Who wants to be a millionaire? Not Marlene Engelhorn. Six months ago, the 32-year-old social activist announced plans to give away her €25 million inheritance as a member of the family behind the BASF chemicals multinational.
Now, after six-weekend meetings, a council of 50 strangers has decided how to divide up her fortune. The proposals from the Guter Rat für Rückverteilung (Good Council for Redistribution) include six-figure donations to Austrian charities operating women’s refuges, homeless shelters and youth work. Other donations will go to groups that work with at-risk children and people with mental health issues.
Of nearly 80 donations the largest single gift, €1.07 million, will go to Attac Austria and its “democratic, social, ecological and gender-equal reform of the economy”.
The redistribution council is the latest step in the Tax Me Now campaign begun three years ago by Engelhorn and other wealthy heirs to reform inheritance tax regimes in Germany, Austria and Switzerland.
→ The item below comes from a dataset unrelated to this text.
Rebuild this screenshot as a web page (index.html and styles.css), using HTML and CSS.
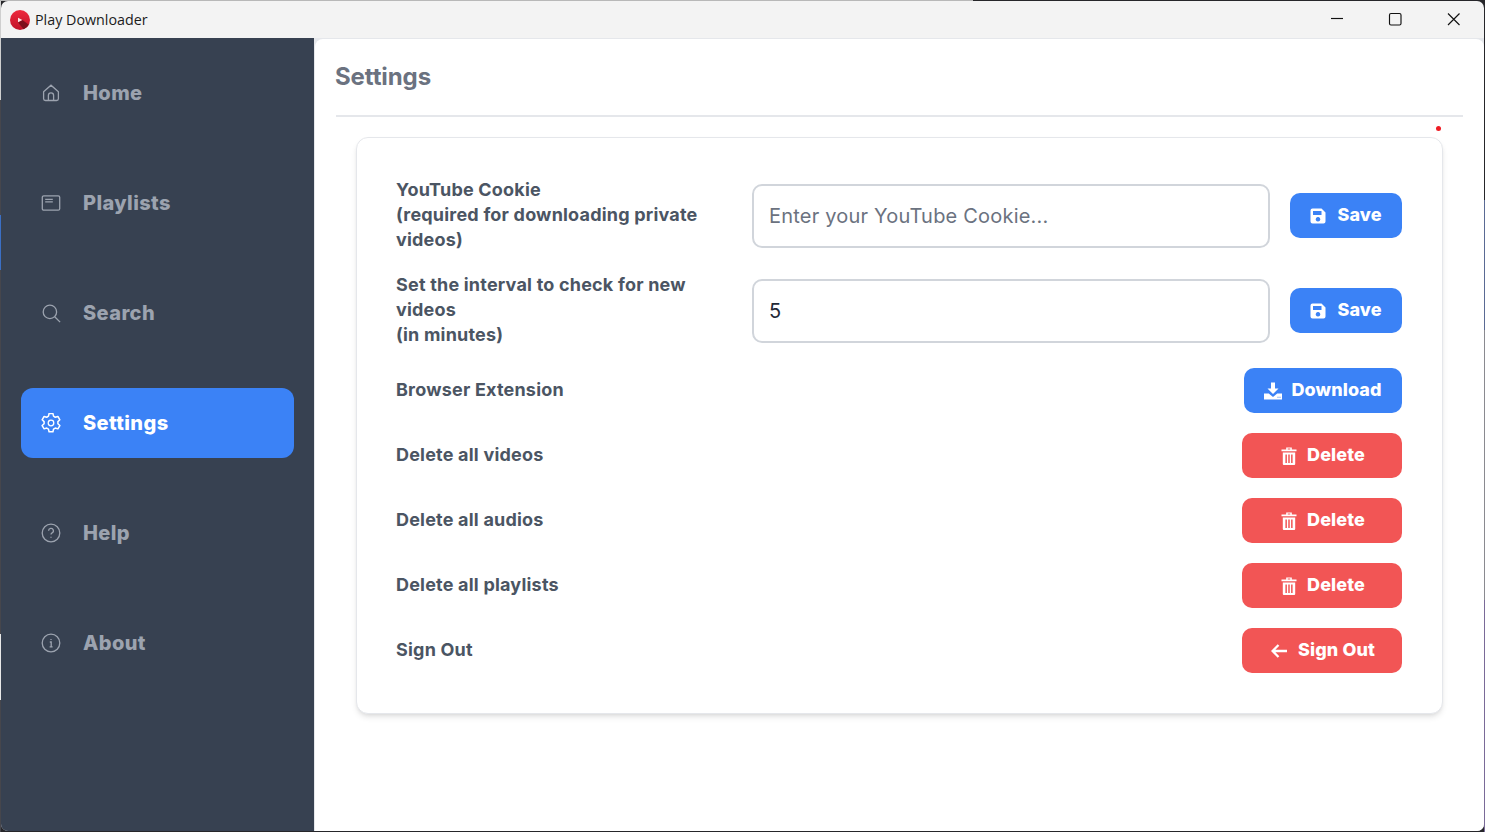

The abolition of inheritance tax in her native Austria in 2008, Engelhorn says, means “that democracy is endangered by the disproportionately large influence of a few rich people. If the government does not ensure that wealth is redistributed in society, then we have to take action and make sure that the issue gets the attention it deserves,” she said.
Born in Vienna in 1992, Marlene Engelhorn is the great-great-great-granddaughter of BASF founder Friedrich Engelhorn. Her inheritance is part of the estimated €4.2 billion fortune left by her grandmother Gertraud on her death in 2022.
The campaign has drawn attention to the issue of tax justice, particularly in Germany where, Engelhorn estimates, the taxman takes just 9 per cent of the estimated €400 billion inherited annually.
Germany’s centre-left Friedrich Ebert Foundation estimates that an additional €10 billion is lost annually because of tax loopholes for the wealthy. “This is Germany’s single largest tax break,” said the foundation in a recent report.
While income of €50,000 is taxed at 20 per cent in Germany, the foundation said, a €20 million inheritance is effectively taxed at about 1 per cent.
The Tax Me Now campaign says a similar pattern is visible worldwide where, according to the most recent Oxfam report, 1.1 per cent of the world’s population owns about 45.8 per cent of the wealth.
Last January, Engelhorn and other allied millionaires and billionaires travelled to Davos to demand action from world leaders gathered for the World Economic Forum.
“We are at a tipping point,” they warned, “as costs for our economic, societal and ecological stability are huge, and are growing daily. Now is the time to act.”
At the final presentation of their work this week, the Guter Rat für Rückverteilung called for further research into inheritance and taxation.
“We would wish for a redistribution of wealth that is less extreme and more transparent, as well as a more sensible combination of inheritance, gift and wealth tax,” said Elisabeth Klein, a council member. “The goal has to be that extreme inequality is reduced and that taxes on work can be reduced.”